The pointed shape is actually the steeple of St Mark’s Methodist Church at the roadside and a short distance from the Shipley Art Gallery. Cornish’s fascination with the shapes of umbrellas, their owners and the many different occasions and situations which provided inspiration for him, is very well represented in ‘Behind The Scenes :The Norman Cornish Sketchbooks,’ where 16 examples are included in the section about observations of people, including preliminary sketches and completed paintings.
In his own words: On a wet day in Spennymoor, waiting for a bus and talking about Spennymoor and painting, he looks at the queue, mostly young women; “Les parapluies, look at that petrol puddle on the road. Pure Renoir.”

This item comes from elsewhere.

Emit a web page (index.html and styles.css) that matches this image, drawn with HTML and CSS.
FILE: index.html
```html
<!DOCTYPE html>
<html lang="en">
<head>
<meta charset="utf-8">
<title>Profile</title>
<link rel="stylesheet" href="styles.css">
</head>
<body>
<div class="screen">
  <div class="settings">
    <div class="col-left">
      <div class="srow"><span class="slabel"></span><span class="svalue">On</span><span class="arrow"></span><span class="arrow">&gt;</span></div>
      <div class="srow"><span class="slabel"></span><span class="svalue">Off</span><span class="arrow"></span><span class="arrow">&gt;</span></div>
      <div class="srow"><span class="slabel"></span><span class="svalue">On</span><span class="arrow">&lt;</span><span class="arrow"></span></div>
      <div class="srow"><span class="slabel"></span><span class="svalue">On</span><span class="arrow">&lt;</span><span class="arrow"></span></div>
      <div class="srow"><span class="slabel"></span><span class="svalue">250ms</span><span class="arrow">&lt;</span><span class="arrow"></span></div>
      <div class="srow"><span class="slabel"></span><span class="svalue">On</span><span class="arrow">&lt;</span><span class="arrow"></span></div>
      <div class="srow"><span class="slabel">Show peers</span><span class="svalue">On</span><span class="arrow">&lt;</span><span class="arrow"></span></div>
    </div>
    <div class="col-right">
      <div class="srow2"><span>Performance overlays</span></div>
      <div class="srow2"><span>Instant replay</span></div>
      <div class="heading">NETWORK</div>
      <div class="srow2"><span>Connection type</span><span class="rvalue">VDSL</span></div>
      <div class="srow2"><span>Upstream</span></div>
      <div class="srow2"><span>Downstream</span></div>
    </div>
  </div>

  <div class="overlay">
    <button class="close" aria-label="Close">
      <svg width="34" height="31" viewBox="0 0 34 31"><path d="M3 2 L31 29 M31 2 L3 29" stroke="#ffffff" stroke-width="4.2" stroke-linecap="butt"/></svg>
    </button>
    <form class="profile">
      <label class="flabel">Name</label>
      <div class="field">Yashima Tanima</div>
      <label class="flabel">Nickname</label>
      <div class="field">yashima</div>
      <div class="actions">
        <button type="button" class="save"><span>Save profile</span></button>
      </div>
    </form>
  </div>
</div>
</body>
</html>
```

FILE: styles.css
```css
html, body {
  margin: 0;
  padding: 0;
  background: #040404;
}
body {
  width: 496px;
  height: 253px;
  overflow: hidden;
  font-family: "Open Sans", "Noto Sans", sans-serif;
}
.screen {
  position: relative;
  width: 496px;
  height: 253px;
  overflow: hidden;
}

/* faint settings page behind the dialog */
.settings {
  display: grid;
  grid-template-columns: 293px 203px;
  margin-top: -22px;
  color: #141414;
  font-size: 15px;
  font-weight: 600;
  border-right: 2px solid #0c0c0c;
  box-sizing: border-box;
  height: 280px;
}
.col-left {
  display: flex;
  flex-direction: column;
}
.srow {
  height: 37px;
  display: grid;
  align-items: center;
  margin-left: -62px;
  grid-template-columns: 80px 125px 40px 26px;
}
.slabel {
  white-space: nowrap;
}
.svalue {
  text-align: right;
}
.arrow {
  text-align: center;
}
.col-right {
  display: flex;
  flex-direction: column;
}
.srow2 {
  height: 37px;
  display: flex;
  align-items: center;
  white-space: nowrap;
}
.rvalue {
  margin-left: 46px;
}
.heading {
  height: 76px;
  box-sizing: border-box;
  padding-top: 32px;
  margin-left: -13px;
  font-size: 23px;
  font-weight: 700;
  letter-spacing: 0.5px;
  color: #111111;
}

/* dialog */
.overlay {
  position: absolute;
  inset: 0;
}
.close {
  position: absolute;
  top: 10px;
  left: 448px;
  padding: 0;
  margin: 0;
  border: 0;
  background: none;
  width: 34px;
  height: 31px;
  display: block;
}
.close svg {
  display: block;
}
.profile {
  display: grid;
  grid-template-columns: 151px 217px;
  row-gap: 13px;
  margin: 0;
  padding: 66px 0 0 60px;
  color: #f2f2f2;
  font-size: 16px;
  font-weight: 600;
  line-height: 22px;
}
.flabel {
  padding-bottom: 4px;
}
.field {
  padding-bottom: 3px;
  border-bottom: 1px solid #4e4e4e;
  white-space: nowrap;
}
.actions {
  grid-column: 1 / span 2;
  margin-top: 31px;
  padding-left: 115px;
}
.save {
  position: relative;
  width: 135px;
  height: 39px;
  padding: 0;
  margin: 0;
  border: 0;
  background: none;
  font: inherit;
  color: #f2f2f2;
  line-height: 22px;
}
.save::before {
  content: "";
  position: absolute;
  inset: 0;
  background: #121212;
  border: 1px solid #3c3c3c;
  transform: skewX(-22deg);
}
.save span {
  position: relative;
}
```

In 1919, the year of Cornish’s birth , there were a million miners in Great Britain. Almost a quarter of them , some 223,000, worked in the North east of England. The landscape was dominated by mining and the Dean and Chapter Colliery employed 2,135 men working underground and 538 above ground working three pits extracting coal from five different seams. Three thousand tons of coal were produced every day with only a third of it machine mined and the rest hand hewn. During the lifetime of Dean and Chapter Colliery there were 177 fatalities and the pit was known locally as ‘the Butcher’s Shop.’ Cornish worked for most of his 30 years as a miner, underground, and it is hardly surprising that the impact of this experience was to shape and influence his perception of the life and times around him.
His record of the journey to work and working underground is captured in so many variations of the mining themes synonymous with one aspect of his broad range of subject matter.
In his own words: “Suddenly, the man comes to a telegraph pole, it leans menacingly above him. It is an arm holding up many voices, He now also looks like a crucifix, and serves to remind him somehow of the price that man pays for his apprenticeship. Mankind has to suffer many accidents in his quest for technical miracles.”
“All of these poles thrusting up at the side of the road –they’re like a series of crosses and sometimes I look at them as I walk along and they’re not telegraph poles anymore- they are crucifixions and on every one of them there’s a miner hanging crucified.”
Cornish’s work has been described as genre painting, social realism and impressionist, with expressionist tendencies, but the labels become irrelevant when there is honesty and emotion in his depiction of everyday life in mining communities. There are also examples of symbolism where his feelings about the experience of miners are represented by his depiction of a crucifixion, as his emotions evolved from his shared experiences of being ‘treated like slaves,’ and ‘spoken to like convicts.’ His depiction of a crucifixion was quickly drawn and coloured onto a ripped sheet of the Radio Times (1960), probably during a period of high emotion, mental anguish and deep frustration.
Throughout the centenary year, an interesting range of themed exhibitions is planned in order to commemorate Norman’s life and to celebrate his work.